Statistical Analysis of Magnetic Field Spectra

TL;DR

This paper investigates the statistical properties of magnetic field spectra in quantum dots with chaotic shapes, revealing Gaussian Unitary Ensemble behavior at low values and Poisson-like behavior at higher values, consistent with random matrix theory.

Contribution

It introduces a new analysis of the magnetic-field spectrum in quantum dots, connecting spectral statistics to random matrix theory and eigenvalue problems.

Findings

Lower part of B-spectrum follows Gaussian Unitary Ensemble distribution.

Higher part of B-spectrum exhibits Poisson-like behavior.

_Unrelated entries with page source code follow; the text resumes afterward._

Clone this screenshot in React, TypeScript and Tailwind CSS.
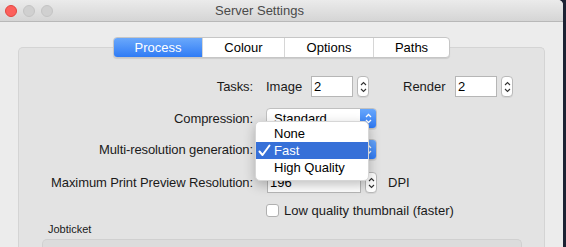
import React from "react";

const font = { fontFamily: '"Liberation Sans", Arial, sans-serif' };

function Stepper() {
  return (
    <div className="flex h-[21px] w-[12px] flex-col items-center justify-center rounded-[4px] border border-[#b9b9b9] bg-white shadow-[0_1px_0_rgba(0,0,0,0.06)]">
      <svg width="7" height="14" viewBox="0 0 7 14" fill="none" stroke="#333" strokeWidth="1.1">
        <path d="M1 5 L3.5 2.5 L6 5" />
        <path d="M1 9 L3.5 11.5 L6 9" />
      </svg>
    </div>
  );
}

function Field({ value, w }: { value: string; w: string }) {
  return (
    <div className={`flex h-[21px] items-center border border-[#b6b6b6] bg-white pl-[2px] text-[13px] text-black ${w}`}>
      {value}
    </div>
  );
}

function Popup({ value }: { value: string }) {
  return (
    <div className="flex h-[21px] w-[111px] overflow-hidden rounded-[4px] border border-[#c0c0c0] bg-white shadow-[0_1px_0_rgba(0,0,0,0.08)]">
      <div className="flex flex-1 items-center pl-[7px] text-[13px] text-black">{value}</div>
      <div className="flex w-[16px] items-center justify-center bg-gradient-to-b from-[#67a6fb] to-[#2e7af5]">
        <svg width="7" height="13" viewBox="0 0 7 13" fill="none" stroke="white" strokeWidth="1.3">
          <path d="M1 5 L3.5 2.5 L6 5" />
          <path d="M1 8 L3.5 10.5 L6 8" />
        </svg>
      </div>
    </div>
  );
}

function Row({ label, children, className = "" }: { label: string; children?: React.ReactNode; className?: string }) {
  return (
    <div className={`flex h-[21px] items-center ${className}`}>
      <div className="w-[234px] text-right text-[13px] tracking-[-0.1px] text-[#1a1a1a]">{label}</div>
      <div className="relative ml-[13px] flex items-center">{children}</div>
    </div>
  );
}

export default function App() {
  const tabs = ["Process", "Colour", "Options", "Paths"];
  const widths = ["w-[88px]", "w-[82px]", "w-[89px]", "w-[76px]"];
  return (
    <div className="flex h-[247px] w-[566px] overflow-hidden bg-[#1c2233]" style={font}>
      <div className="flex h-full w-[563px] flex-col rounded-tr-[5px] bg-[#ececec]">
        {/* Title bar */}
        <div className="relative flex h-[22px] shrink-0 items-center justify-center rounded-tr-[5px] border-b border-[#b8b8b8] bg-gradient-to-b from-[#ebebeb] to-[#d5d5d5] pr-[44px]">
          <div className="absolute left-[5px] top-[5px] flex gap-[6px]">
            <div className="h-[12px] w-[12px] rounded-full border border-[#e2463f] bg-[#fc605c]" />
            <div className="h-[12px] w-[12px] rounded-full border border-[#c4c4c4] bg-[#d0d0d0]" />
            <div className="h-[12px] w-[12px] rounded-full border border-[#c4c4c4] bg-[#d0d0d0]" />
          </div>
          <span className="text-[13px] text-[#4a4a4a]">Server Settings</span>
        </div>

        {/* Tabs */}
        <div className="relative z-10 mt-[15px] flex justify-center">
          <div className="flex h-[21px] overflow-hidden rounded-[4px] border border-[#c6c6c6] bg-white shadow-[0_1px_1px_rgba(0,0,0,0.1)]">
            {tabs.map((t, i) =>
              i === 0 ? (
                <div
                  key={t}
                  className={`${widths[i]} flex items-center justify-center bg-gradient-to-b from-[#6aa8fb] to-[#2f7bf5] text-[13px] text-white`}
                >
                  {t}
                </div>
              ) : (
                <div
                  key={t}
                  className={`${widths[i]} flex items-center justify-center border-l border-[#d6d6d6] text-[13px] text-black`}
                >
                  {t}
                </div>
              )
            )}
          </div>
        </div>

        {/* Tab panel */}
        <div className="mx-[18px] -mt-[11px] flex-1 rounded-t-[5px] border border-b-0 border-[#d4d4d4] bg-[#e3e3e3] pt-[28px]">
          <Row label="Tasks:">
            <span className="w-[45px] text-[13px] text-[#1a1a1a]">Image</span>
            <Field value="2" w="w-[42px]" />
            <div className="ml-[4px]">
              <Stepper />
            </div>
            <span className="ml-[34px] w-[52px] text-[13px] text-[#1a1a1a]">Render</span>
            <Field value="2" w="w-[42px]" />
            <div className="ml-[4px]">
              <Stepper />
            </div>
          </Row>

          <Row label="Compression:" className="mt-[11px]">
            <Popup value="Standard" />
          </Row>

          <Row label="Multi-resolution generation:" className="mt-[10px]">
            <Popup value="Fast" />
            {/* Open menu */}
            <div className="absolute left-[-11px] top-[-18px] z-20 w-[114px] rounded-[5px] border border-[#d6d6d6] bg-white pt-[3px] pb-[4px] shadow-[0_4px_12px_rgba(0,0,0,0.25)]">
              <div className="flex h-[17px] items-center pl-[18px] text-[13px] text-black">None</div>
              <div className="relative flex h-[17px] items-center bg-[#3670d8] pl-[18px] text-[13px] text-white">
                <svg className="absolute left-[2px] top-[2px]" width="13" height="13" viewBox="0 0 13 13" fill="none" stroke="white" strokeWidth="2" strokeLinecap="round" strokeLinejoin="round">
                  <path d="M1.5 7.5 L4.5 11 L11.5 1.5" />
                </svg>
                Fast
              </div>
              <div className="flex h-[17px] items-center pl-[18px] text-[13px] text-black">High Quality</div>
            </div>
          </Row>

          <Row label="Maximum Print Preview Resolution:" className="mt-[12px]">
            <div className="ml-[1px]">
              <Field value="196" w="w-[94px]" />
            </div>
            <div className="ml-[4px]">
              <Stepper />
            </div>
            <span className="ml-[11px] text-[13px] text-[#1a1a1a]">DPI</span>
          </Row>

          <Row label="" className="mt-[7px]">
            <div className="h-[13px] w-[13px] rounded-[3px] border border-[#b0b0b0] bg-white" />
            <span className="ml-[5px] text-[13px] text-[#1a1a1a]">Low quality thumbnail (faster)</span>
          </Row>

          <div className="mt-[1px] pl-[29px] text-[11px] leading-[14px] text-[#1a1a1a]">Jobticket</div>
          <div className="ml-[23px] mr-[22px] mt-[3px] h-[20px] rounded-t-[5px] border border-b-0 border-[#d0d0d0] bg-[#dcdcdc]" />
        </div>
      </div>
    </div>
  );
}
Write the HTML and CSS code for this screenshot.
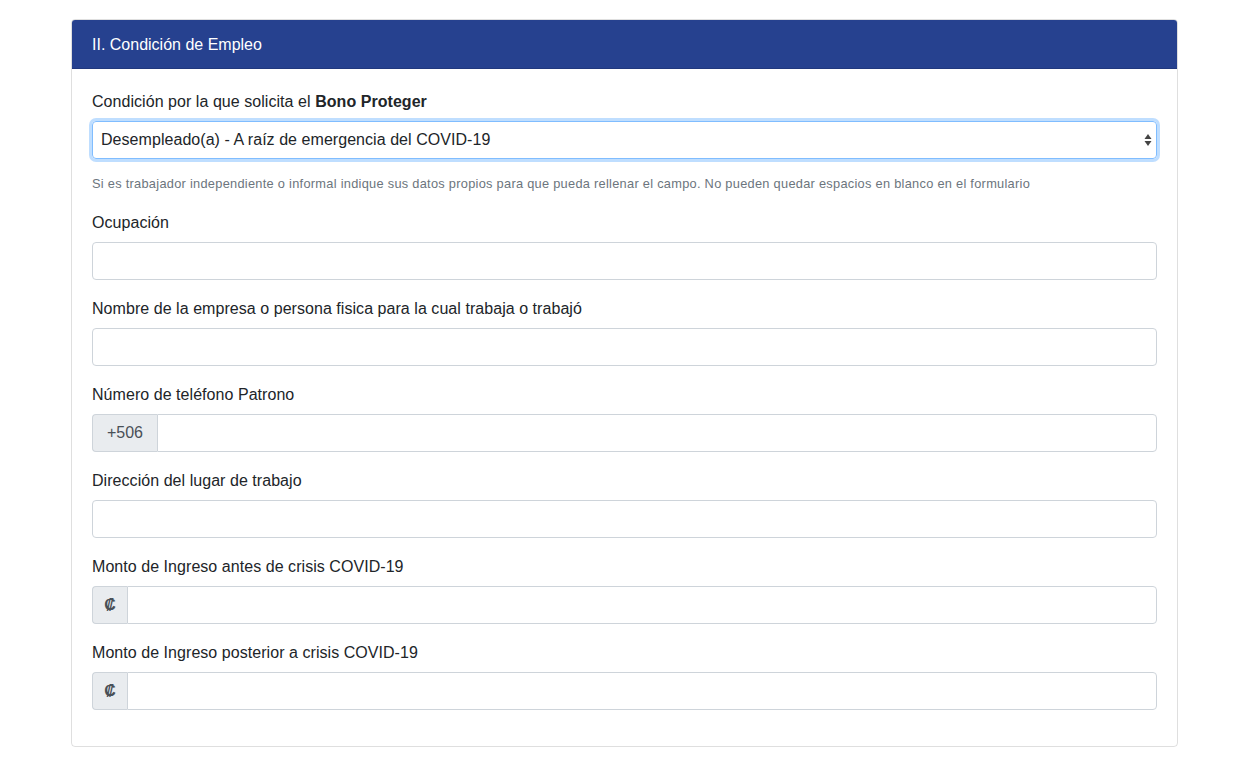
FILE: index.html
```html
<!DOCTYPE html>
<html lang="es">
<head>
    <meta charset="UTF-8">
    <title>Condición de Empleo</title>
    <link rel="stylesheet" href="styles.css">
</head>
<body>
    <div class="page">
        <div class="card">
            <div class="card-header">II. Condición de Empleo</div>
            <div class="card-body">
                <div class="form-group first">
                    <label>Condición por la que solicita el <b>Bono Proteger</b></label>
                    <div class="select focus">
                        <span>Desempleado(a) - A raíz de emergencia del COVID-19</span>
                        <svg width="8" height="14" viewBox="0 0 8 14">
                            <path d="M4 1 L7.5 6 L0.5 6 Z" fill="#444"/>
                            <path d="M4 13 L7.5 8 L0.5 8 Z" fill="#444"/>
                        </svg>
                    </div>
                </div>
                <small class="form-text">Si es trabajador independiente o informal indique sus datos propios para que pueda rellenar el campo. No pueden quedar espacios en blanco en el formulario</small>

                <div class="form-group">
                    <label>Ocupación</label>
                    <div class="form-control"></div>
                </div>

                <div class="form-group">
                    <label>Nombre de la empresa o persona fisica para la cual trabaja o trabajó</label>
                    <div class="form-control"></div>
                </div>

                <div class="form-group">
                    <label>Número de teléfono Patrono</label>
                    <div class="input-group">
                        <span class="prepend phone">+506</span>
                        <div class="form-control"></div>
                    </div>
                </div>

                <div class="form-group">
                    <label>Dirección del lugar de trabajo</label>
                    <div class="form-control"></div>
                </div>

                <div class="form-group">
                    <label>Monto de Ingreso antes de crisis COVID-19</label>
                    <div class="input-group">
                        <span class="prepend colon">₡</span>
                        <div class="form-control"></div>
                    </div>
                </div>

                <div class="form-group">
                    <label>Monto de Ingreso posterior a crisis COVID-19</label>
                    <div class="input-group">
                        <span class="prepend colon">₡</span>
                        <div class="form-control"></div>
                    </div>
                </div>
            </div>
        </div>
    </div>
</body>
</html>
```

FILE: styles.css
```css
body {
    margin: 0;
    font-family: "Liberation Sans", Arial, sans-serif;
    font-size: 16px;
    line-height: 24px;
    color: #212529;
    background-color: #fff;
}

.page {
    padding: 19px 60px 0 71px;
}

.card {
    border: 1px solid rgba(0, 0, 0, 0.125);
    border-radius: 4px;
    overflow: hidden;
}

.card-header {
    background-color: #26418f;
    color: #fff;
    padding: 13px 20px 11px;
    border-bottom: 1px solid rgba(0, 0, 0, 0.125);
}

.card-body {
    padding: 20px;
}

.form-group {
    margin-bottom: 16px;
}

.form-group.first {
    margin-bottom: 15px;
}

label {
    display: block;
    padding-top: 1px;
    margin-bottom: 7px;
    letter-spacing: 0.05px;
}

.form-control {
    flex: 1;
    height: 38px;
    box-sizing: border-box;
    border: 1px solid #ced4da;
    border-radius: 4px;
    background-color: #fff;
}

.select {
    height: 38px;
    box-sizing: border-box;
    border: 1px solid #80bdff;
    border-radius: 4px;
    box-shadow: 0 0 0 3px rgba(0, 123, 255, 0.25);
    display: flex;
    align-items: center;
    justify-content: space-between;
    padding: 0 4px 0 8px;
    letter-spacing: 0.05px;
}

.form-text {
    display: block;
    font-size: 12.8px;
    line-height: 19px;
    letter-spacing: 0.28px;
    color: #6c757d;
    margin-bottom: 17px;
}

.input-group {
    display: flex;
}

.input-group .form-control {
    border-top-left-radius: 0;
    border-bottom-left-radius: 0;
}

.prepend {
    display: flex;
    align-items: center;
    justify-content: center;
    box-sizing: border-box;
    height: 38px;
    background-color: #e9ecef;
    border: 1px solid #ced4da;
    border-right: none;
    border-radius: 4px 0 0 4px;
    color: #495057;
}

.phone {
    width: 65px;
}

.colon {
    width: 35px;
    font-weight: bold;
}
```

Fluctuations are consistent with random matrix theory predictions.

Abstract

We have calculated and statistically analyzed the magnetic-field spectrum (the ``B-spectrum'') at fixed electron Fermi energy for two quantum dot systems with classically chaotic shape. This is a new problem which arises naturally in transport measurements where the incoming electron has a fixed energy while one tunes the magnetic field to obtain resonance conductance patterns. The ``B-spectrum'', defined as the collection of values ${B_i}$ at which conductance $g(B_i)$ takes extremal values, is determined by a quadratic eigenvalue equation, in distinct difference to the usual linear eigenvalue problem satisfied by the energy levels. We found that the lower part of the ``B-spectrum'' satisfies the distribution belonging to Gaussian Unitary Ensemble, while the higher part obeys a Poisson-like behavior. We also found that the ``B-spectrum'' fluctuations of the chaotic system are consistent with the results we obtained from random matrices.